Mrs. Villegas was tortured by Nashville law enforcement authorities because of authority given them by the Bush administration. And her case is not isolated.

Hispanics here in Nashville will survive the wrong of the "EnglishFirst" proposition. They'll also overcome columnists who really don't know about them from regular, first-hand experience.

Very soon, they won't need anyone to speak for them. Their numbers will suffice to shake down the thunder -- thank you, Notre Dame -- of political and social change in Nashville and across the country.
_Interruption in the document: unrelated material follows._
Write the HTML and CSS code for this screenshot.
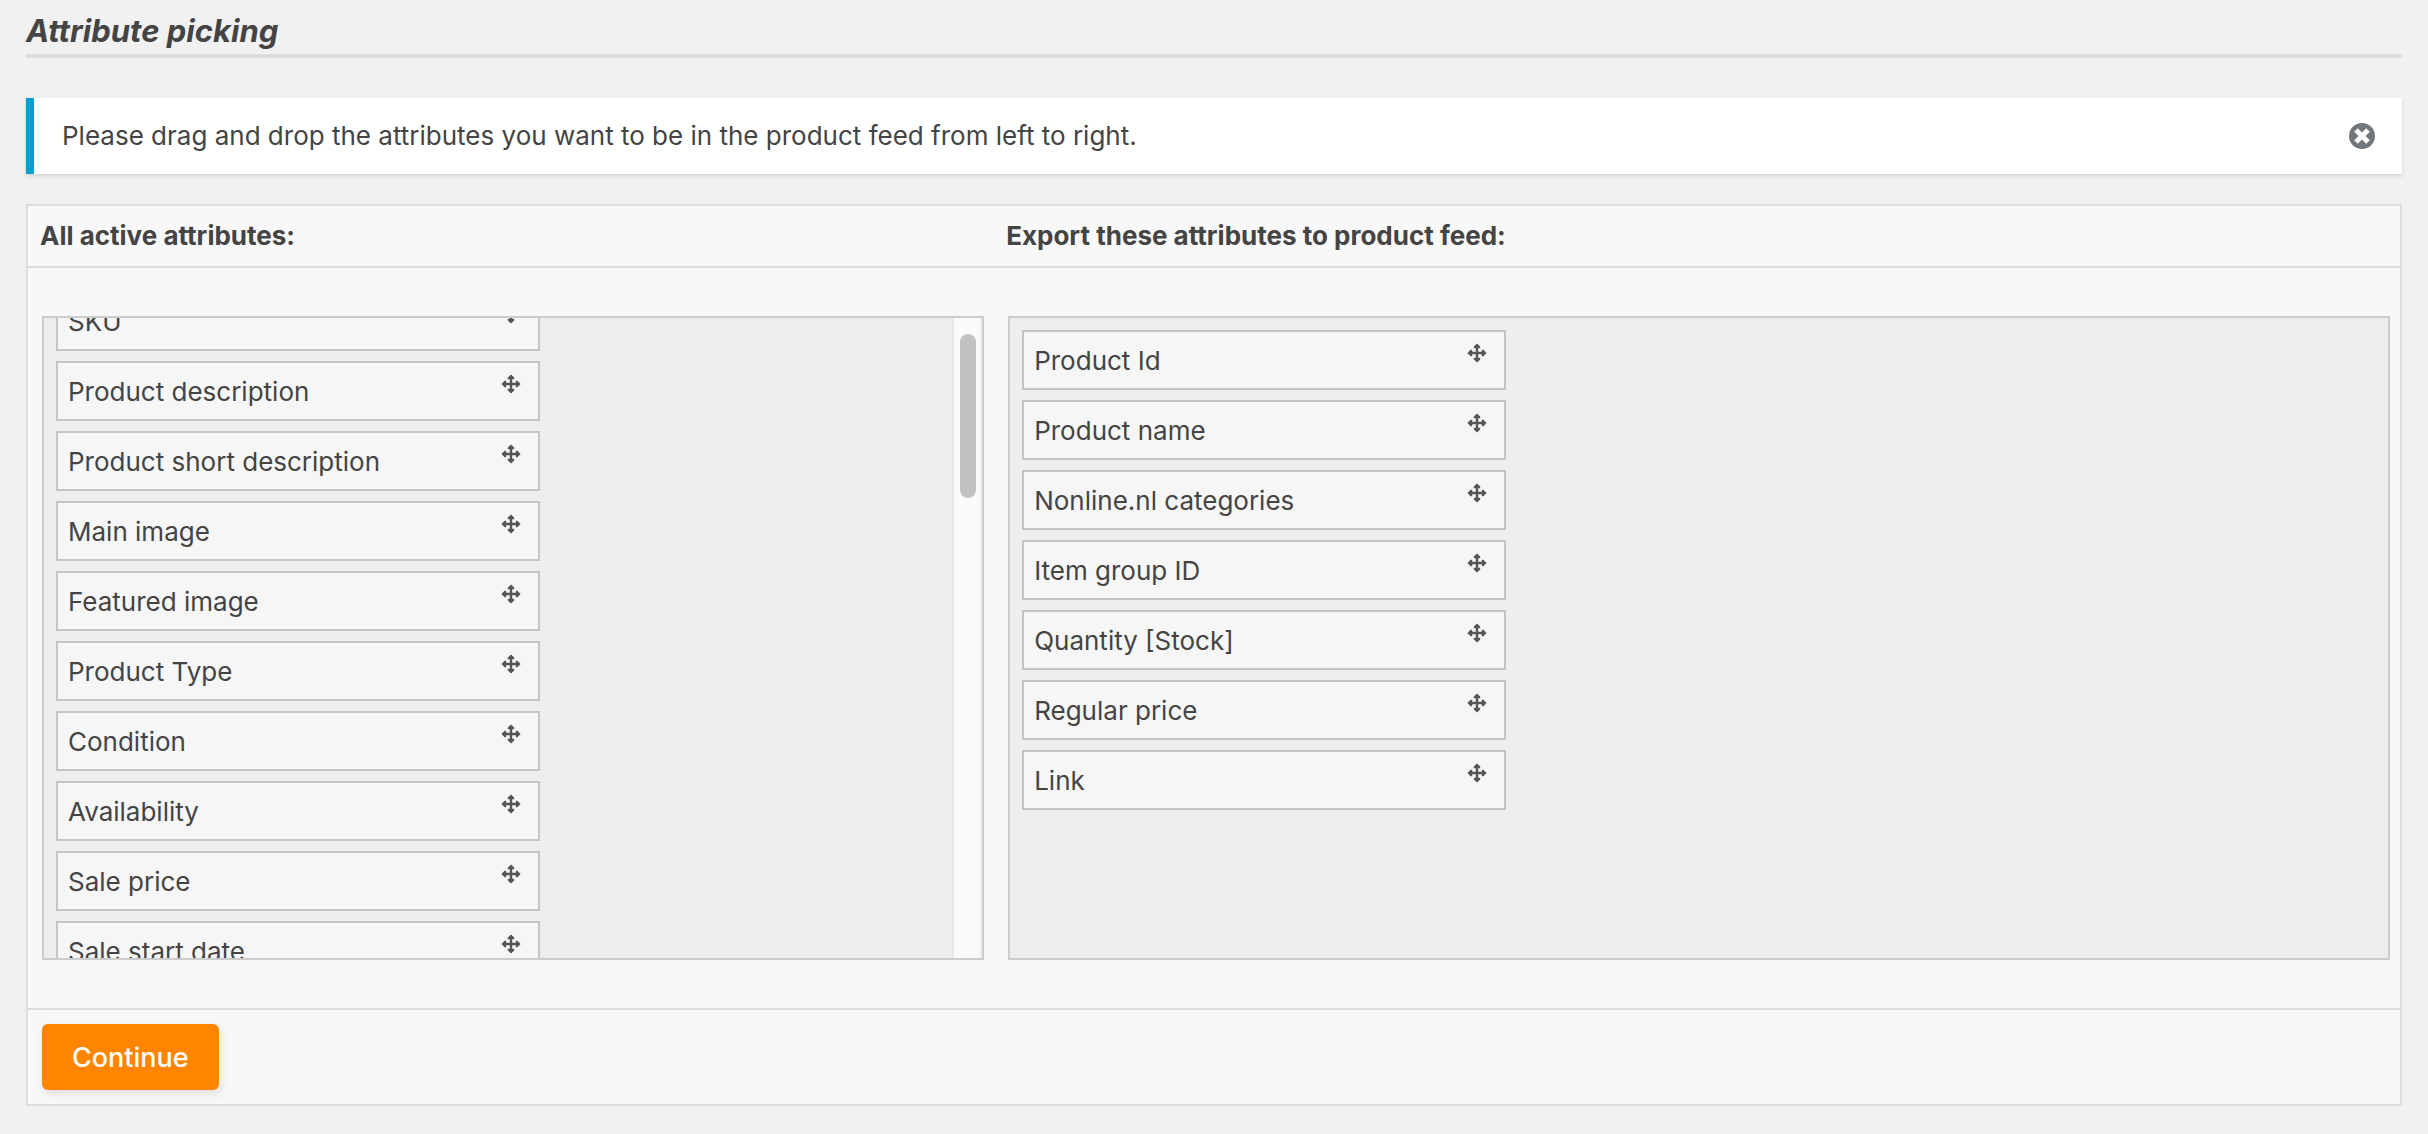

All the wrongs since 1531 will be corrected -- in God's time that endures.

4 comments:

Anonymous said...

As far as learning another language is concerned, can I put in a word for Esperanto?

I know that Esperanto is a living language, but it has great propaedeutic values as well.

Confirmation can be seen at http://www.lernu.net

Anonymous said...

They're doing jobs that most Americans are too lazy to pursue.


Very interesting and informative blog. However, the statement above seems like an opinion and not a fact. How will you get Americans to take what you write seriously or soak it in when you call most of them lazy. Is there documentation for this statement?

Anonymous said...

You're doing a good job on this blog. My one question is about your statement that the Hutto facility houses children who are actually US citizens (with undocumented parents). I haven't seen that in media reports. No doubt many of the residents of that facility can press effective assylum claims, but do you have a source for that statement?

Thanks in advance for the research info.

Anonymous said...

Mr. Chavez, with all due respect, isn't it a bit hypocritical to call out Valentine and Kerr with the statement (which I agree with):

"And the ocurrence shows what happens when columnists develop their opinions from second and third-hand sources, and not actual, first-hand experience.
for "


... and then later in your post make critical opinions about immigration policy and CCA's Hutto facility by citing "national media reports?"

Do you have "direct knowledge" of that facility?